A. OverviewIn Chapters 17-20, the parameters are known, and we estimate the chance of various outcomes. In Chapter 21 we begin STATISTICAL INFERENCE, here the parameters are unknown, and we draw conclusions from sample outcomes to make guesses about the parameters.
Statistical inference is related to probability as follows: we make assumptions about the parameters, and then test to see if those assumptions could have led to the sample outcome we observed. We then use statements of confidence to express the strength of our conclusions.
In this chapter we will examine CONFIDENCE INTERVALS (21.2) for estimating the value of the population parameter. The confidence intervals are based on the sampling distribution of statistics from Chapter 20.1.
B. Remark
Remember, parameters, although unknown, are fixed (they do not change). It was the OUTCOME (statistic from a sample) that was random. Randomness, that is either your data comes from a random sample or from a randomized experiment, is an important prerequisite.
A sample is drawn and statistics can be calculated from it. For example, the LA Times Poll prior to the election.883 people said they would probably vote. 468 or 53% said they would vote for Gray Davis.

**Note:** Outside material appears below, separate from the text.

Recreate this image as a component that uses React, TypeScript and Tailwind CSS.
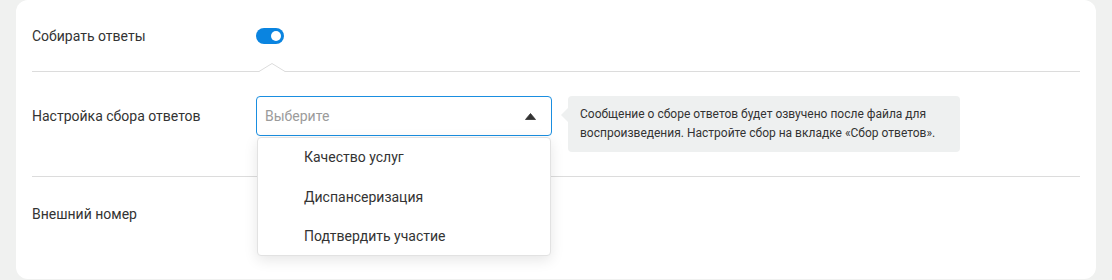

Up until now, we have information on the "box", but in reality, we almost never do. Such as here in this election example.
So what do statisticians do? The substitute sample fractions for parameter fractions.
In other words, the composition of the "box" is unknown, so we use our "best guess" -- a sample which is drawn from the "box".
From the sample, we can calculate a SD ( the square root of .53 x .47 which is about .5) and then the SE. For the LA times poll the standard error is square root(883) x .5 or about 15 voters or 1.7% (15/883) of the sample. They rounded it to about 2 percentage points.
On October 25th then, the LA Times was fairly certain that the percentage of votes Davis would receive would between 49% and 57%. In other words, their sample statistic of 53% was telling them that it was highly likely (95% confident) that the true percentage would be captured in the range 49% to 57%.
A. DefinitionA CONFIDENCE INTERVAL is a range of values (i.e. values derived from sample information) which we think covers the true parameter.
The article suggests that the "margin of error" is about 4% for the likely voters which suggests a range around the sample statistic of 49% to 57%. This interval covers Davis' true share of the vote. This is about plus or minus 2 S.E and is a standard way of expressing results from opinion polls. What they are saying is that they were 95% confident that the interval 49% to 57% covers the true percentage of the vote for Davis.
Actually, Davis got about 58% of the vote which is in the 3 S.E. range (47% to 59%). Standard Errors larger than 2 do happen, but rarely.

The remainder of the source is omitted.